### WORK REQUIRED:
Show every line that has the string "this" in it.

Items listed in a dataset

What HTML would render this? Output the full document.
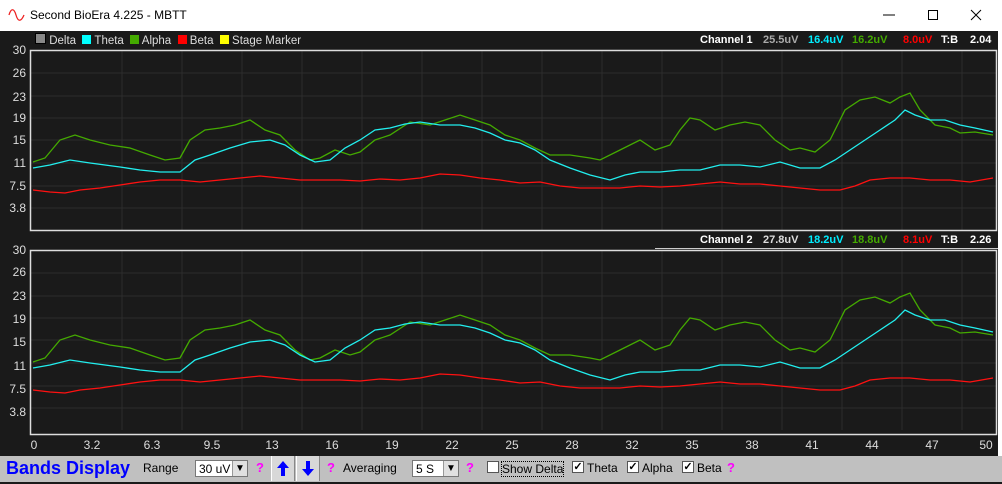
<!DOCTYPE html>
<html><head><meta charset="utf-8"><style>
body{margin:0;width:1002px;height:482px;overflow:hidden;background:#1a1a1a;font-family:"Liberation Sans",sans-serif;position:relative}
.t{position:absolute;white-space:nowrap}
.tb{position:absolute;left:0;top:0;width:1002px;height:31px;background:#fff}
.lab{color:#ddd;font-size:12px}
.yl{position:absolute;color:#ddd;font-size:12px;width:26px;text-align:right;left:0}
.hd{font-size:11px;font-weight:bold;top:0}
.bar{position:absolute;left:0;top:456px;width:1002px;height:26px;background:#c0c0c0;font-size:12px;color:#000}
.sel{position:absolute;top:4px;height:17px;background:#fff;border:1px solid #777;font-size:12px;line-height:17px;padding-left:3px;box-sizing:border-box}
.dd{position:absolute;right:0;top:0;width:14px;height:15px;background:#e0e0e0;border-left:1px solid #999;text-align:center;line-height:15px;font-size:10px}
.q{position:absolute;color:#f0f;font-weight:bold;font-size:13px;top:4px}
.cb{position:absolute;top:5px;width:12px;height:12px;background:#fff;border:1px solid #555;box-sizing:border-box;font-size:11px;line-height:10px;text-align:center;font-weight:bold}
.ab{position:absolute;top:0;width:24px;height:25px;background:#d8d8d8;border-left:1px solid #fff;border-right:1px solid #888;box-sizing:border-box}
</style></head><body>
<div class="tb">
<svg style="position:absolute;left:8px;top:8px" width="18" height="14"><path d="M1 7 C3 0,6 0,8 7 S13 14,16 7" stroke="#e22" stroke-width="1.3" fill="none"/></svg>
<div class="t" style="left:30px;top:8px;font-size:12px;color:#000">Second BioEra 4.225 - MBTT</div>
<svg style="position:absolute;left:880px;top:9px" width="110" height="14"><line x1="3" y1="6" x2="15" y2="6" stroke="#000"/><rect x="48.5" y="1.5" width="9" height="9" stroke="#000" fill="none"/><path d="M91 1 L101 11 M101 1 L91 11" stroke="#000"/></svg>
</div>
<div class="t lab" style="left:35px;top:33px;font-size:11.5px"><span style="display:inline-block;width:9px;height:9px;background:#888;border:1px solid #000"></span> Delta &nbsp;<span style="display:inline-block;width:9px;height:9px;background:#0ff"></span> Theta &nbsp;<span style="display:inline-block;width:9px;height:9px;background:#4a0"></span> Alpha &nbsp;<span style="display:inline-block;width:9px;height:9px;background:#f00"></span> Beta &nbsp;<span style="display:inline-block;width:9px;height:9px;background:#ff0"></span> Stage Marker</div>
<div class="t" style="left:0;top:34px;width:1002px;height:14px">
<span class="t hd" style="left:700px;color:#fff">Channel 1</span><span class="t hd" style="left:763px;color:#aaa">25.5uV</span><span class="t hd" style="left:808px;color:#0ef">16.4uV</span><span class="t hd" style="left:852px;color:#4a0">16.2uV</span><span class="t hd" style="left:903px;color:#f00">8.0uV</span><span class="t hd" style="left:941px;color:#fff">T:B</span><span class="t hd" style="left:970px;color:#fff">2.04</span></div>
<div class="t" style="left:0;top:234px;width:1002px;height:14px">
<span class="t hd" style="left:700px;color:#fff">Channel 2</span><span class="t hd" style="left:763px;color:#ddd">27.8uV</span><span class="t hd" style="left:808px;color:#0ef">18.2uV</span><span class="t hd" style="left:852px;color:#4a0">18.8uV</span><span class="t hd" style="left:903px;color:#f00">8.1uV</span><span class="t hd" style="left:941px;color:#fff">T:B</span><span class="t hd" style="left:970px;color:#fff">2.26</span></div>
<div style="position:absolute;left:655px;top:248px;width:343px;height:1px;background:#ccc"></div>
<div style="position:absolute;left:998px;top:30px;width:4px;height:426px;background:#fff"></div>
<div class="yl" style="top:43px">30</div><div class="yl" style="top:66px">26</div><div class="yl" style="top:90px">23</div><div class="yl" style="top:111px">19</div><div class="yl" style="top:133px">15</div><div class="yl" style="top:156px">11</div><div class="yl" style="top:179px">7.5</div><div class="yl" style="top:201px">3.8</div>
<div class="yl" style="top:243px">30</div><div class="yl" style="top:265px">26</div><div class="yl" style="top:289px">23</div><div class="yl" style="top:312px">19</div><div class="yl" style="top:335px">15</div><div class="yl" style="top:359px">11</div><div class="yl" style="top:382px">7.5</div><div class="yl" style="top:405px">3.8</div>
<svg style="position:absolute;left:0;top:0" width="1002" height="456">
<defs><g id="grid" stroke="#2c2c2c" stroke-width="1">
<path d="M92 0V180M152 0V180M212 0V180M272 0V180M332 0V180M392 0V180M452 0V180M512 0V180M572 0V180M632 0V180M692 0V180M752 0V180M812 0V180M872 0V180M932 0V180M992 0V180"/>
<path d="M0 23H966M0 46H966M0 68H966M0 90H966M0 113H966M0 136H966M0 158H966"/></g>
<g id="lines" fill="none" stroke-width="1.3">
<polyline stroke="#4a0" points="33,162 45,158 60,140 75,135 90,140 110,145 130,148 150,155 165,160 180,158 190,140 205,130 220,128 235,125 250,120 265,130 280,135 295,150 310,160 320,158 335,150 350,155 360,152 375,140 390,135 410,122 430,125 445,120 460,115 475,120 490,125 505,135 520,140 535,148 550,155 570,155 590,158 600,160 620,150 640,140 655,150 670,145 680,130 690,118 700,120 715,130 730,125 745,122 760,125 775,140 790,150 800,148 815,152 830,140 845,110 860,100 875,97 890,103 900,97 910,93 920,110 935,125 950,128 960,133 975,132 993,135"/>
<polyline stroke="#2ee" points="33,168 50,165 70,160 90,163 105,165 120,167 140,170 160,172 180,172 195,160 210,155 230,148 250,142 270,140 285,145 300,155 315,162 330,160 345,148 360,140 375,130 390,128 405,124 420,122 440,125 460,125 475,128 490,133 505,140 520,143 535,150 550,160 570,168 590,175 610,180 625,175 640,172 660,172 680,170 700,170 720,165 740,165 760,167 780,162 800,168 820,168 835,160 850,150 865,140 880,130 895,120 905,110 915,115 930,120 945,120 960,125 975,128 993,132"/>
<polyline stroke="#f11" points="33,190 50,192 65,193 80,190 100,188 120,185 140,182 160,180 180,180 200,182 220,180 240,178 260,176 280,178 300,180 320,180 340,180 360,181 380,179 400,180 420,178 440,174 460,175 480,178 500,180 520,183 540,182 560,186 580,188 600,188 620,188 640,186 660,187 680,186 700,184 720,182 740,184 760,184 780,186 800,188 820,190 840,190 855,186 870,180 890,178 910,178 930,180 950,180 970,182 993,178"/>
</g></defs>
<g transform="translate(30,50)"><use href="#grid"/></g>
<g transform="translate(30,250)"><use href="#grid"/></g>
<use href="#lines"/>
<g transform="translate(0,200)"><use href="#lines"/></g>
<rect x="30.5" y="50.5" width="966" height="180" fill="none" stroke="#ddd" stroke-width="1.5"/>
<rect x="30.5" y="250.5" width="966" height="184" fill="none" stroke="#ddd" stroke-width="1.5"/>
<g fill="#ddd" font-size="12" font-family="Liberation Sans" text-anchor="middle">
<text x="34" y="449">0</text><text x="92" y="449">3.2</text><text x="152" y="449">6.3</text><text x="212" y="449">9.5</text><text x="272" y="449">13</text><text x="332" y="449">16</text><text x="392" y="449">19</text><text x="452" y="449">22</text><text x="512" y="449">25</text><text x="572" y="449">28</text><text x="632" y="449">32</text><text x="692" y="449">35</text><text x="752" y="449">38</text><text x="812" y="449">41</text><text x="872" y="449">44</text><text x="932" y="449">47</text><text x="986" y="449">50</text></g>
</svg>
<div class="bar">
<div class="t" style="left:6px;top:2px;font-size:18px;font-weight:bold;color:#00f">Bands Display</div>
<div class="t" style="left:143px;top:5px">Range</div>
<div class="sel" style="left:195px;width:53px">30 uV<div class="dd">▼</div></div>
<div class="q" style="left:256px">?</div>
<div class="ab" style="left:271px"><svg width="22" height="25"><path d="M11 5 L5 12 H9 V20 H13 V12 H17 Z" fill="#00f"/></svg></div>
<div class="ab" style="left:296px"><svg width="22" height="25"><path d="M11 20 L5 13 H9 V5 H13 V13 H17 Z" fill="#00f"/></svg></div>
<div class="q" style="left:327px">?</div>
<div class="t" style="left:343px;top:5px">Averaging</div>
<div class="sel" style="left:412px;width:47px">5 S<div class="dd">▼</div></div>
<div class="q" style="left:466px">?</div>
<div class="cb" style="left:487px"></div>
<div class="t" style="left:501px;top:5px;border:1px dotted #000">Show Delta</div>
<div class="cb" style="left:572px">✓</div><div class="t" style="left:587px;top:5px">Theta</div>
<div class="cb" style="left:627px">✓</div><div class="t" style="left:642px;top:5px">Alpha</div>
<div class="cb" style="left:682px">✓</div><div class="t" style="left:697px;top:5px">Beta</div>
<div class="q" style="left:727px">?</div>
</div>
</body></html>
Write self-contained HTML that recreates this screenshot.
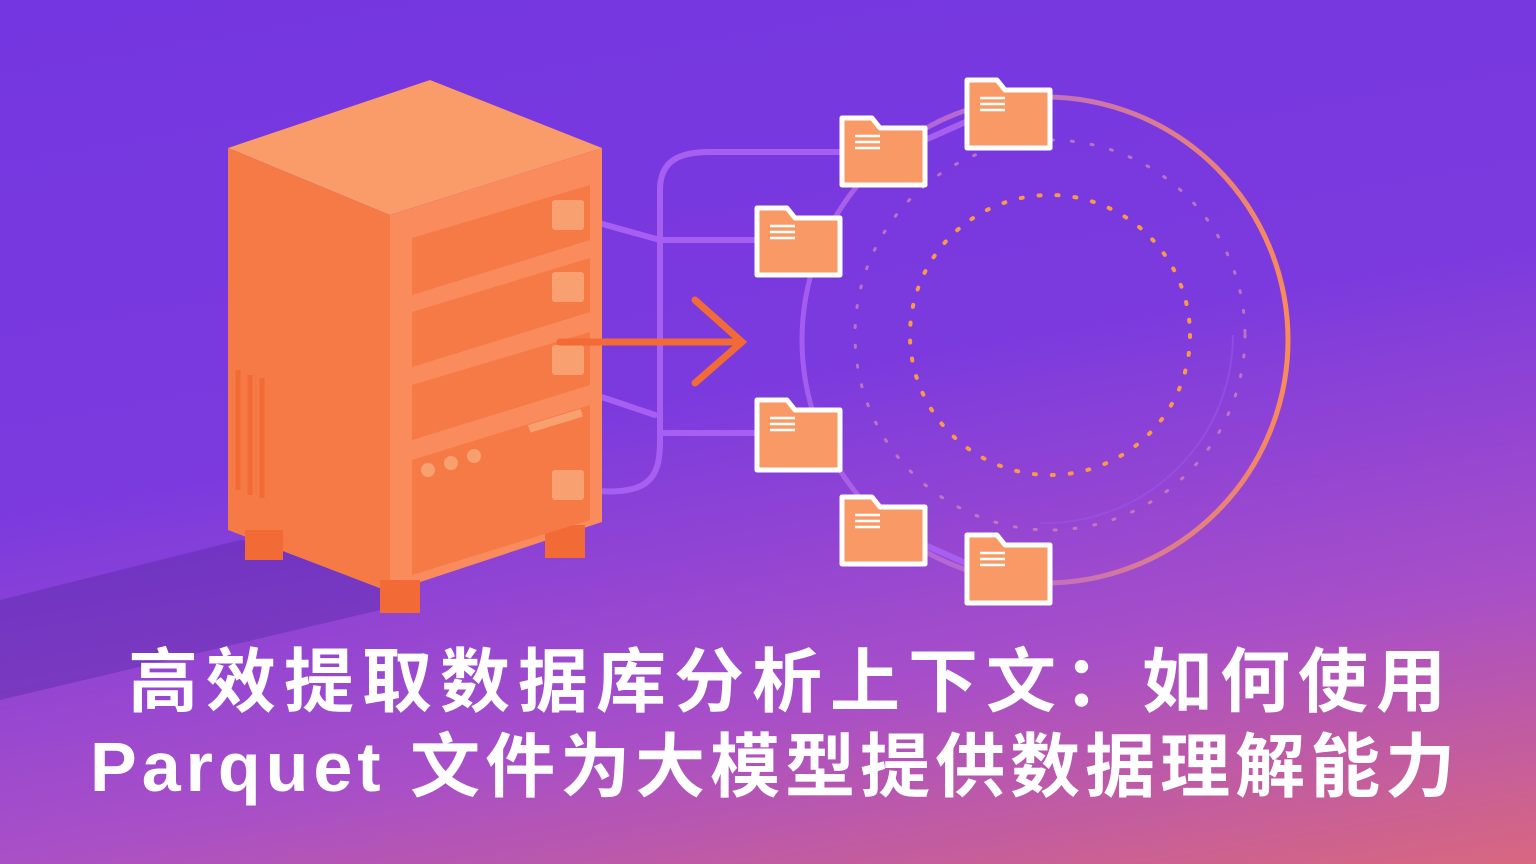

### PROBLEM SOLUTION:
What HTML would render this? Output the full document.
Write self-contained HTML that recreates this screenshot.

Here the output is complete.